After the Senate committee adjourned from its final hearing on the health-care bill, the president delivered a statement outside the White House to commend the bill’s passing. What Obama did not mention was much from the bill at all. Instead, he regurgitated what he’s been preaching to the public for the last few months – that the nation needs health-care reform, it needs it now, and the government is working on it and getting a little farther every day.
Thank you, Mr. President for clarifying what you’ve been saying for the past few months. Again. It takes five minutes, maybe 10, to at least scan a summary of what you’re talking about. It would have been nice to hear it.
If you search through the America's Affordable Health Choices Act summary, not once is the word “young” mentioned. In the actual bill, which is 1,018 pages, “young” is mentioned just eight times, but only in reference to young children – not young adults.

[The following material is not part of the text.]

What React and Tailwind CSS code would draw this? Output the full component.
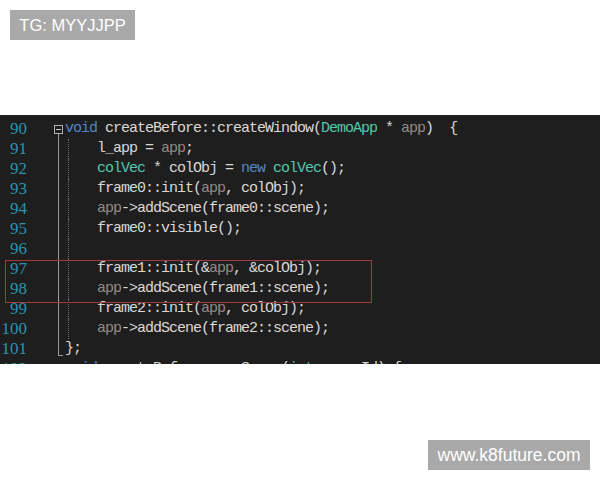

During the hearings, the only time college-aged young adults were mentioned were in the cases of a son or a daughter who died from a lack of proper care. Morbid? Yes. Reassuring? Not so much.
Currently, not everyone qualifies for health care or has the financial means to purchase insurance. If the reform actually succeeds, those who understand the existing system may find it easy to maneuver through the new one.
For those who have only heard about the holy grail of health care but never had the opportunity to use it, though, it may be like learning a new language. Talking about how to get signed up for insurance would be especially helpful to younger people who were probably just booted off their parents' plans and have no idea what to do next. In fact, that would be a small reform in and of itself.